So while most people will not agressively powercycle the RAID array,
drive failure still provokes little tested error paths, and getting
unclean shutdown is quite easy in such case.
Then what we need to document is do not power cycle an array during a
rebuild, right?
Well, the softwar raid layer could be improved so that it implements
scrubbing by default (i.e., have the md package install a cron job to
implement a periodict scrub pass automatically). The MD code could
also regularly check to make sure the hot spare is OK; the other
possibility is that hot spare, which hadn't been used in a long time,
had silently failed.
Actually, MD does this scan already (not automatically, but you can set up a
simple cron job to kick off a periodic "check").

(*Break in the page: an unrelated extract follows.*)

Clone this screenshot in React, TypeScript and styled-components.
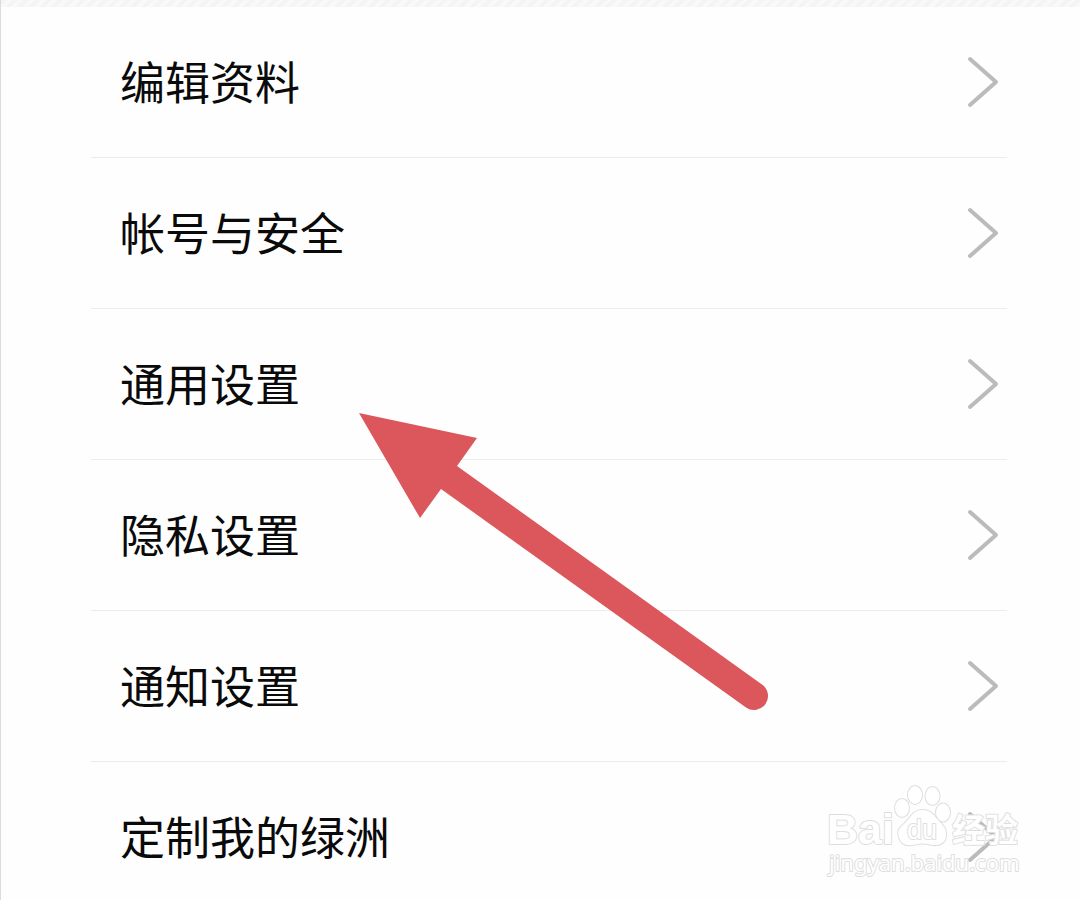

It is a delicate balance to get
the frequency of the scrubbing correct.
On one hand, you want to make sure that you detect errors in a timely fashion,
certainly detection of single sector errors before you might develop a second
sector level error on another drive.
On the other hand, running scans/scrubs continually impacts the performance of
your real workload and can potentially impact your components' life span by
subjecting them to a heavy workload.
Rule of thumb seems from my experience is that most people settle in with a scan
once a week or two (done at a throttled rate).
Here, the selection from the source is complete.